### THE INPUT
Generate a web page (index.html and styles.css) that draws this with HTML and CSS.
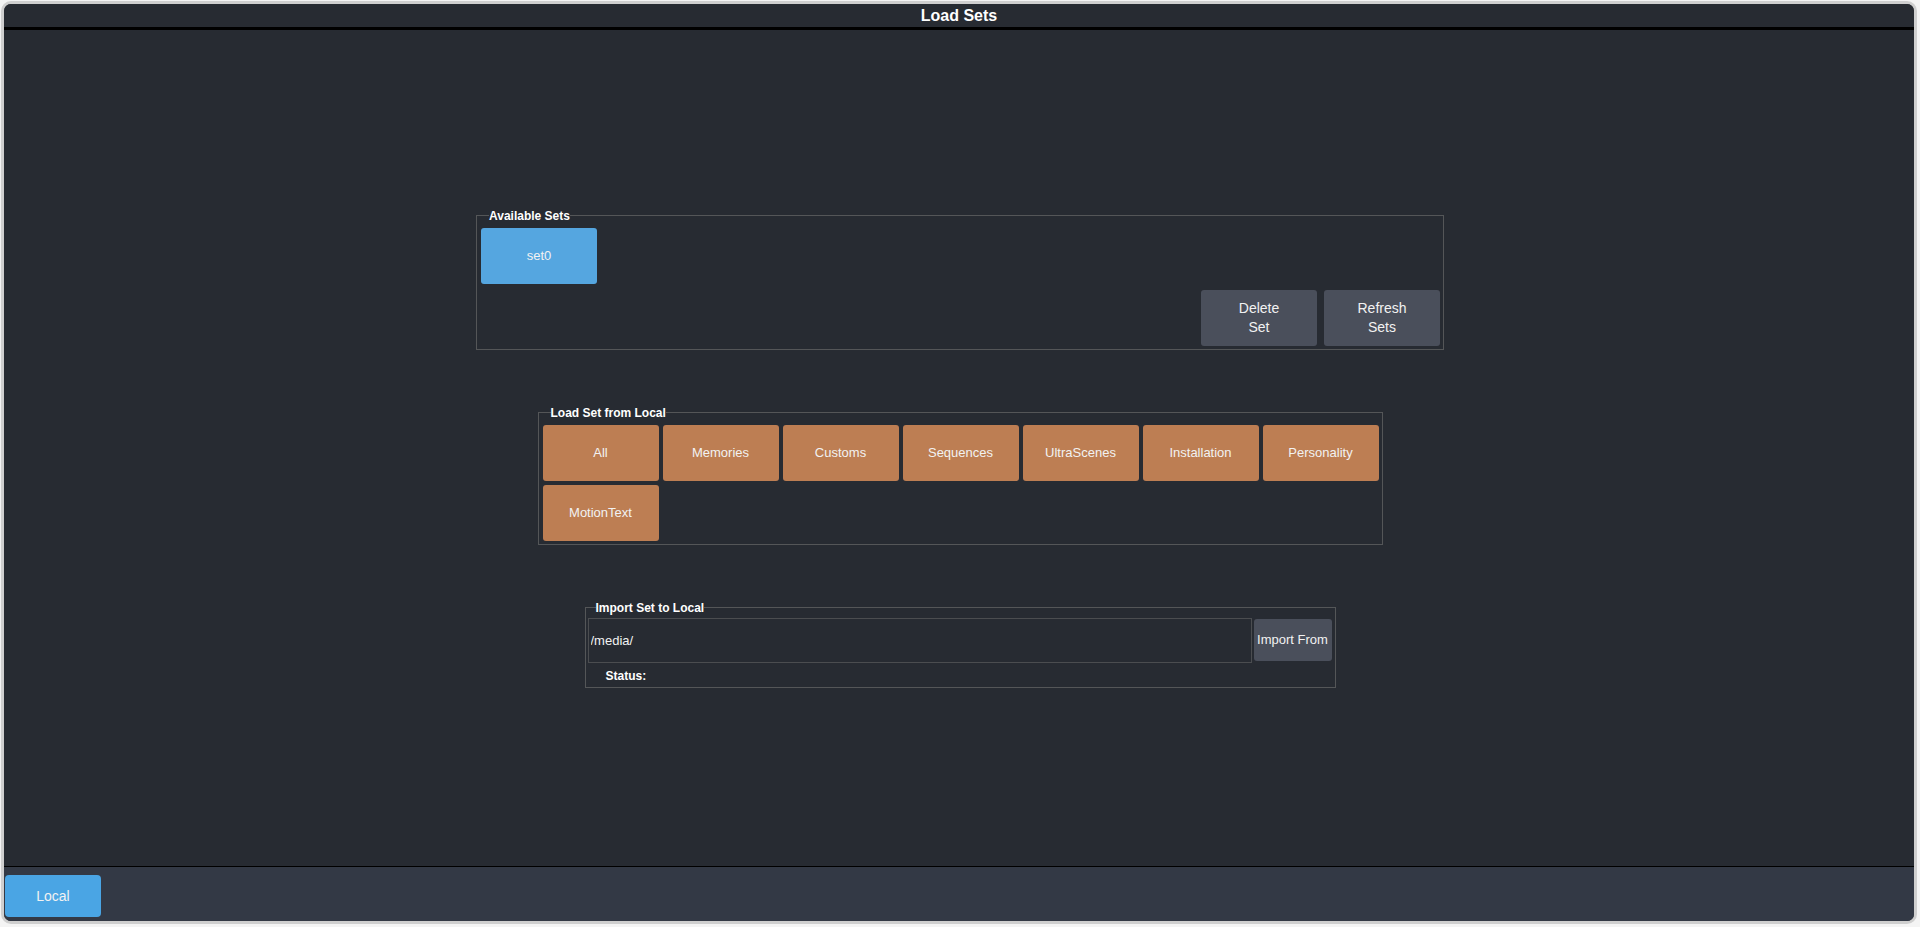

--

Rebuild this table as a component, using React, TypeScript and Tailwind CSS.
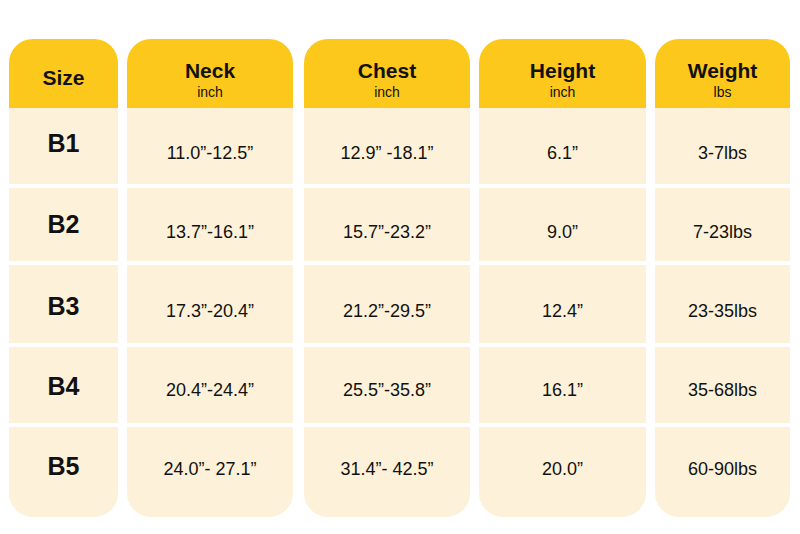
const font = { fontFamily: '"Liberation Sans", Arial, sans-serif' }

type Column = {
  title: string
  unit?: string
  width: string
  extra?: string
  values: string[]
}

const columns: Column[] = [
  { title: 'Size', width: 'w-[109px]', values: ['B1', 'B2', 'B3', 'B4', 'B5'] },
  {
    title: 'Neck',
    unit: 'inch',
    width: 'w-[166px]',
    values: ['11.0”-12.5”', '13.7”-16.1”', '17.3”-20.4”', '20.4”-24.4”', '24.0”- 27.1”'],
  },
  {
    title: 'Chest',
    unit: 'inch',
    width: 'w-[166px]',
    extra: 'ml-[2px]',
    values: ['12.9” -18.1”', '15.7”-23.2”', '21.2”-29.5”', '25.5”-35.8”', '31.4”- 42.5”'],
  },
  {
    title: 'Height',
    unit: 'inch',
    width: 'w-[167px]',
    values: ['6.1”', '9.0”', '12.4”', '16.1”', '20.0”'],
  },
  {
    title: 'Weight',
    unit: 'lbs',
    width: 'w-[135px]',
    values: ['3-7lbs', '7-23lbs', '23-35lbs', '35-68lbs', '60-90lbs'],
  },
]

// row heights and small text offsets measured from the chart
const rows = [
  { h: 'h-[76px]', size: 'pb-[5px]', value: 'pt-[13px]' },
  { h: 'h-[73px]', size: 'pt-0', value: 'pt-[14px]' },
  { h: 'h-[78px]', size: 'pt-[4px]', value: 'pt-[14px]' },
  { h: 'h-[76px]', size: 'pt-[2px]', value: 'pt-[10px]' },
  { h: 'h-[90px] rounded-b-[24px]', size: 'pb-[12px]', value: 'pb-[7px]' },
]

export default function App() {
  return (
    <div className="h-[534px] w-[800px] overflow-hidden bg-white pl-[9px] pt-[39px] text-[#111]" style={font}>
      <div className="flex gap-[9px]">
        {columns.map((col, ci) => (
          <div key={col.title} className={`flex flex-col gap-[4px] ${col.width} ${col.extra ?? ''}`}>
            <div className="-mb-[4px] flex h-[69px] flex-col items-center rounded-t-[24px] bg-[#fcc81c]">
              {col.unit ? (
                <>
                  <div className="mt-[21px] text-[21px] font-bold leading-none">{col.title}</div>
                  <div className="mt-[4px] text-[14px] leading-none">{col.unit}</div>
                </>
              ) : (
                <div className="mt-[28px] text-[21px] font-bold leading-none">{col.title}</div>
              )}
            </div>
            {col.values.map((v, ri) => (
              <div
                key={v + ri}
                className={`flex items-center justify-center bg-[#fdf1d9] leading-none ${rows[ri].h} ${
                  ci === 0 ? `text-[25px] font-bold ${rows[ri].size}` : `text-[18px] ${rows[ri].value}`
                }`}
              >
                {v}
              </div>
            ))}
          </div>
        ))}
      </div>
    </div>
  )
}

---

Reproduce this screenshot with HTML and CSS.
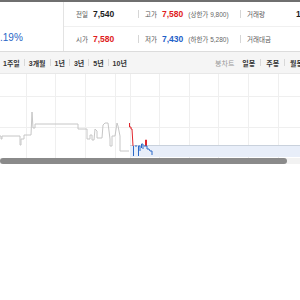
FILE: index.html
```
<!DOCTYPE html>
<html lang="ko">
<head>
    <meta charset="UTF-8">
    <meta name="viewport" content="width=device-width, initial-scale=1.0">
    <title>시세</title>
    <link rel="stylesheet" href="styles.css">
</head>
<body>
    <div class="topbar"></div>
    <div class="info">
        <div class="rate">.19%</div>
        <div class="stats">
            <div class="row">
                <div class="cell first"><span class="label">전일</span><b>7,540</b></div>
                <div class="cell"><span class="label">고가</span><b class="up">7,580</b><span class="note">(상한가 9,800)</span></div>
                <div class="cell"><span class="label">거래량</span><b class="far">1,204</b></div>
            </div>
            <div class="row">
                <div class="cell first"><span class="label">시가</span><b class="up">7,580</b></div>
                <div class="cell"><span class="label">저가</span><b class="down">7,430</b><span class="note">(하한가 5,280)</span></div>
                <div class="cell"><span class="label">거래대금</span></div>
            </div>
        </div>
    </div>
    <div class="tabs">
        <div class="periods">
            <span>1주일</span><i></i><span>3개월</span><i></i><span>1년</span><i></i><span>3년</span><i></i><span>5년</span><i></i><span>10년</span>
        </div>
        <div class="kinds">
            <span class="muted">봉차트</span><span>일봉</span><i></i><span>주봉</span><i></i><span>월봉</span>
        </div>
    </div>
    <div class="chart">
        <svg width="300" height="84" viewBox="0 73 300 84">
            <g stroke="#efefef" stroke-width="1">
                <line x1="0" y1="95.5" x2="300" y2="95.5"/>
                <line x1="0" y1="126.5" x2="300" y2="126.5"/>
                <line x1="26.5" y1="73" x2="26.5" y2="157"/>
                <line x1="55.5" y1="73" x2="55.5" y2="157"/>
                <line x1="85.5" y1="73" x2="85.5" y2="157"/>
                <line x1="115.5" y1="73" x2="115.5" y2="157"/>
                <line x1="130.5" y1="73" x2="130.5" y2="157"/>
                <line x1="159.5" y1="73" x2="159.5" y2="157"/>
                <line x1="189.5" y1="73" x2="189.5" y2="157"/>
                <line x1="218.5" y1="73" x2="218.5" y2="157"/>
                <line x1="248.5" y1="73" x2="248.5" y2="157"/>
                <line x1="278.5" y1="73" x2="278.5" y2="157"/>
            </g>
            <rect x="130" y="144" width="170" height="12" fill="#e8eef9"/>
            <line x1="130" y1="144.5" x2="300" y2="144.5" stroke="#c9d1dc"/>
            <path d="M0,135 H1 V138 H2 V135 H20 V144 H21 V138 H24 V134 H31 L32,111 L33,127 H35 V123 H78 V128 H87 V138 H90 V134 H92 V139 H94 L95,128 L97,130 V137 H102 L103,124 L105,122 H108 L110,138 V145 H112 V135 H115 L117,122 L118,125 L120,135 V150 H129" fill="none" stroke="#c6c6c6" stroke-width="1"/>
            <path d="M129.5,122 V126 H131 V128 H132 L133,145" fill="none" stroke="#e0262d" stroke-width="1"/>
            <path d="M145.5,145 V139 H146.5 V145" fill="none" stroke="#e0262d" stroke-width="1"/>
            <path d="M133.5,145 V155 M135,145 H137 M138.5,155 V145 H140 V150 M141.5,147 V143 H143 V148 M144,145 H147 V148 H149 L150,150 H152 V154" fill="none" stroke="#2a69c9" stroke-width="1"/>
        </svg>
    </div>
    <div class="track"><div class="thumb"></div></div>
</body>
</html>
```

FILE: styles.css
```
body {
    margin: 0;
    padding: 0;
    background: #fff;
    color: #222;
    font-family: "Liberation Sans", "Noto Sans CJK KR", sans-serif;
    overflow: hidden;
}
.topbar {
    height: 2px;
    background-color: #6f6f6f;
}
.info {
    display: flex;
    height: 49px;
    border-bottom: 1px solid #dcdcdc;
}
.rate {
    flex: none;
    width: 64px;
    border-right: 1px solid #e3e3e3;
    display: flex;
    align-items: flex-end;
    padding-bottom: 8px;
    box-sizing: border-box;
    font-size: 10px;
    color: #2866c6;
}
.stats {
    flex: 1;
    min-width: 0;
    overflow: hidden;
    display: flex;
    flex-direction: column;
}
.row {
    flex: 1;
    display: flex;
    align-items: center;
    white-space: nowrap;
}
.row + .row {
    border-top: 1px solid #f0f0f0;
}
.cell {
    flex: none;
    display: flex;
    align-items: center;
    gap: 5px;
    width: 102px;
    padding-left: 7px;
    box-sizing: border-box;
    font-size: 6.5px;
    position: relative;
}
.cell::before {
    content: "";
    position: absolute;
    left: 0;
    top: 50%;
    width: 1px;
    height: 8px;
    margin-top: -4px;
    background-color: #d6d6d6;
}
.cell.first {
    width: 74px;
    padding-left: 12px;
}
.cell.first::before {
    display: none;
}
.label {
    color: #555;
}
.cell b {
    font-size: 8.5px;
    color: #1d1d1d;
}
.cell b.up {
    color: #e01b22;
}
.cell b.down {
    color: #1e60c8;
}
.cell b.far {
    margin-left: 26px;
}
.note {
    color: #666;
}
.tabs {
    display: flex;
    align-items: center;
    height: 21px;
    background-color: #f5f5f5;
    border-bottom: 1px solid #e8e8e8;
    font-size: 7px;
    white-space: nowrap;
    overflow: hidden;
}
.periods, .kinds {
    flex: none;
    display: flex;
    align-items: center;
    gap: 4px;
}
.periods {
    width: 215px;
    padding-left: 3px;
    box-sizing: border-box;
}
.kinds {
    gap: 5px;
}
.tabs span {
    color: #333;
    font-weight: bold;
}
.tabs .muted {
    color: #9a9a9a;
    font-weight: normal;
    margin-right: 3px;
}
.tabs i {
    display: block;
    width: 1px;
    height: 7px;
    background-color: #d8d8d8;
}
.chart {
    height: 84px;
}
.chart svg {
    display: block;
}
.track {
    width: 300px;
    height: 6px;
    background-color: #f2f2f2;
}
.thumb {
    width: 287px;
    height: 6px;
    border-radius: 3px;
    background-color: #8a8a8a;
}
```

### WRITTEN EXERCISE
Single out each line of the records above with the string "this" in it, and copy it.

### REPLY
Generate a web page (index.html and styles.css) that draws this with HTML and CSS.
Rebuild this table as a component, using React, TypeScript and Tailwind CSS.
Reproduce this screenshot with HTML and CSS.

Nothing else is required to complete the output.